A depiction of the Armenian genocide. Photo: Wikimedia Commons.
A leading US-based Jewish civil rights group publicly endorsed on Monday a bipartisan House of Representatives resolution that recognizes the systematic genocide of the Armenians at the hands of Ottoman Turkey more than a century ago.
In a statement, the Anti-Defamation League (ADL) affirmed that H. Res 296 — introduced into the House of Representatives in April — was a “historic Congressional resolution…long overdue,” praising it as “an important step toward raising awareness and educating the American public about the horrific genocide committed by the Ottoman Empire against Armenians during the early part of the 1900s.”
More than 1.5 million Armenians were slaughtered by Turkey between 1915-23, in a killing campaign that formed the basis for the subsequent legal definition of “genocide.”
“The 20th century saw the worst episodes of genocide in recorded human history, beginning with the Armenian Genocide, through the Holocaust and all the way to the atrocities in Bosnia and Rwanda,” ADL CEO Jonathan Greenblatt said in the statement.
Greenblatt observed that “historians note that Hitler viewed the Armenian Genocide and the world’s indifference toward it as inspiration to launch his own genocidal campaign across Europe. We believe that remembering and educating about any genocide — Armenian, the Holocaust, Bosnia, Rwanda, and others — is a necessary tool to prevent future tragedies and begins with recognition.”

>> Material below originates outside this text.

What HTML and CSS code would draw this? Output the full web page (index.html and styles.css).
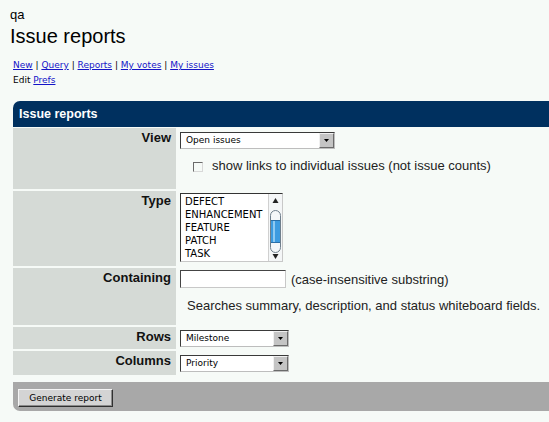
FILE: index.html
```html
<!DOCTYPE html>
<html>
<head>
<meta charset="utf-8">
<title>Issue reports</title>
<link rel="stylesheet" href="styles.css">
</head>
<body>
<div class="project">qa</div>
<h1 class="title">Issue reports</h1>
<div class="nav">
  <div><a href="#">New</a> | <a href="#">Query</a> | <a href="#">Reports</a> | <a href="#">My votes</a> | <a href="#">My issues</a></div>
  <div>Edit <a href="#">Prefs</a></div>
</div>
<div class="panel">
  <div class="phead">Issue reports</div>
  <div class="grid">
    <div class="lab">View</div>
    <div class="val val-view">
      <div class="sel sel-wide"><span class="sel-text">Open issues</span><span class="sel-btn"><svg width="13" height="13" viewBox="0 0 13 13"><polygon points="4,5 9,5 6.5,8" fill="#000"/></svg></span></div>
      <div class="chkline"><span class="chk"></span>show links to individual issues (not issue counts)</div>
    </div>

    <div class="lab">Type</div>
    <div class="val val-type">
      <div class="lst">
        <div class="lst-items">
          <div>DEFECT</div>
          <div>ENHANCEMENT</div>
          <div>FEATURE</div>
          <div>PATCH</div>
          <div>TASK</div>
        </div>
        <div class="lst-bar">
          <svg width="13" height="67" viewBox="0 0 13 67">
            <polygon points="3.5,9 9.5,9 6.5,4" fill="#222"/>
            <rect x="1.5" y="16.5" width="10" height="42" rx="5" ry="5" fill="#f4f7f9" stroke="#6f7f8c"/>
            <rect x="2" y="26" width="9" height="23" fill="#3d9be0"/>
            <rect x="4" y="26" width="2" height="23" fill="#8fcaf2"/>
            <rect x="2" y="26" width="9" height="1" fill="#2a6fa8"/>
            <rect x="2" y="48" width="9" height="1" fill="#2a6fa8"/>
            <polygon points="3.5,60 9.5,60 6.5,65" fill="#222"/>
          </svg>
        </div>
      </div>
    </div>

    <div class="lab">Containing</div>
    <div class="val val-cont">
      <div class="cont-line"><span class="inp"></span>(case-insensitive substring)</div>
      <div class="hint">Searches summary, description, and status whiteboard fields.</div>
    </div>

    <div class="lab">Rows</div>
    <div class="val val-rows">
      <div class="sel sel-mid"><span class="sel-text">Milestone</span><span class="sel-btn"><svg width="13" height="13" viewBox="0 0 13 13"><polygon points="4,5 9,5 6.5,8" fill="#000"/></svg></span></div>
    </div>

    <div class="lab">Columns</div>
    <div class="val val-cols">
      <div class="sel sel-mid"><span class="sel-text">Priority</span><span class="sel-btn"><svg width="13" height="13" viewBox="0 0 13 13"><polygon points="4,5 9,5 6.5,8" fill="#000"/></svg></span></div>
    </div>
  </div>
  <div class="pfoot"><button class="gen" type="button">Generate report</button></div>
</div>
</body>
</html>
```

FILE: styles.css
```css
html, body {
  margin: 0;
  background: #f6faf7;
}
body {
  padding: 7px 0 0 10px;
  font-family: "Liberation Sans", Arial, sans-serif;
  color: #000;
}
.project {
  font-size: 13px;
  line-height: 15px;
}
.title {
  font-size: 20px;
  font-weight: normal;
  line-height: 23px;
  margin: 3px 0 0;
}
.nav {
  font-family: "DejaVu Sans", sans-serif;
  font-size: 9px;
  line-height: 15px;
  margin: 10px 0 0 3px;
}
.nav a {
  color: #1414c8;
}
.panel {
  margin: 13px 0 0 3px;
}
.phead {
  background: #00305f;
  color: #fff;
  font-weight: bold;
  font-size: 12.5px;
  height: 26px;
  line-height: 26px;
  padding-left: 6px;
  border-top-left-radius: 7px;
}
.grid {
  display: grid;
  grid-template-columns: 163px 1fr;
  row-gap: 2px;
  margin-top: 1px;
}
.lab {
  background: #d5dad6;
  font-weight: bold;
  font-size: 13px;
  line-height: 15px;
  text-align: right;
  padding: 2px 5px 0 0;
  color: #111;
}
.val {
  padding: 4px 0 0 4px;
  font-size: 13px;
  line-height: 15px;
  color: #222;
}
.val-view { padding-bottom: 16px; }
.val-type { padding-top: 2px; padding-bottom: 4px; }
.val-cont { padding-top: 2px; padding-bottom: 12px; }
.val-rows { padding-top: 3px; padding-bottom: 2px; }
.val-cols { padding-top: 4px; padding-bottom: 3px; }

.sel {
  display: flex;
  box-sizing: border-box;
  height: 17px;
  border: 1px solid;
  border-color: #3a3a3a #bdbdbd #bdbdbd #3a3a3a;
  background: #fff;
  font-family: "DejaVu Sans", sans-serif;
  font-size: 9px;
  color: #000;
}
.sel-wide { width: 155px; }
.sel-mid { width: 109px; }
.sel-text {
  flex: 1;
  padding-left: 5px;
  line-height: 15px;
}
.sel-btn {
  box-sizing: border-box;
  width: 15px;
  height: 15px;
  background: #c4c4c4;
  border: 1px solid;
  border-color: #f0f0f0 #6a6a6a #6a6a6a #f0f0f0;
  display: flex;
  align-items: center;
  justify-content: center;
}
.chkline {
  margin-top: 9px;
  padding-left: 13px;
}
.chk {
  display: inline-block;
  box-sizing: border-box;
  width: 10px;
  height: 10px;
  border: 1px solid;
  border-color: #6a6a6a #d8d8d8 #d8d8d8 #6a6a6a;
  vertical-align: -2px;
  margin-right: 9px;
}
.lst {
  display: flex;
  box-sizing: border-box;
  width: 103px;
  height: 69px;
  border: 1px solid;
  border-color: #333 #c8c8c8 #c8c8c8 #333;
  background: #fff;
}
.lst-items {
  flex: 1;
  padding: 1px 0 0 4px;
  font-family: "DejaVu Sans", sans-serif;
  font-size: 10px;
  line-height: 13px;
  color: #000;
  overflow: hidden;
}
.lst-bar {
  width: 13px;
  background: #f4f6f7;
  border-left: 1px solid #d0d0d0;
}
.lst-bar svg { display: block; }
.cont-line {
  display: flex;
  align-items: center;
  height: 18px;
}
.inp {
  box-sizing: border-box;
  width: 106px;
  height: 18px;
  background: #fff;
  border: 1px solid;
  border-color: #444 #c8c8c8 #c8c8c8 #444;
  margin-right: 5px;
}
.hint {
  margin-top: 10px;
  padding-left: 7px;
}
.pfoot {
  margin-top: 7px;
  height: 29px;
  box-sizing: border-box;
  padding: 7px 0 0 5px;
  background: #a8a8a8;
  border-bottom-left-radius: 7px;
}
.gen {
  display: block;
  width: 95px;
  height: 18px;
  padding: 0;
  margin: 0;
  font-family: "DejaVu Sans", sans-serif;
  font-size: 9px;
  color: #000;
  background: #d4d4d4;
  border: 1px solid;
  border-color: #f4f4f4 #303030 #303030 #f4f4f4;
  box-shadow: inset -1px -1px 0 #8a8a8a;
}
```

Greenblatt added that the ADL hoped that the congressional resolution would “facilitate a constructive dialogue, and we encourage the Turkish government to introduce additional safeguards for protecting Turkey’s Armenian citizens and other religious minorities.”
Successive Turkish governments have prevented the Armenian genocide from gaining international recognition for several decades, and Ankara officially denies that the massacres occurred.
However, rising tensions between Western countries and the government of President Recep Tayyip Erdogan in recent years have provided new political opportunities for recognition of the Armenian genocide.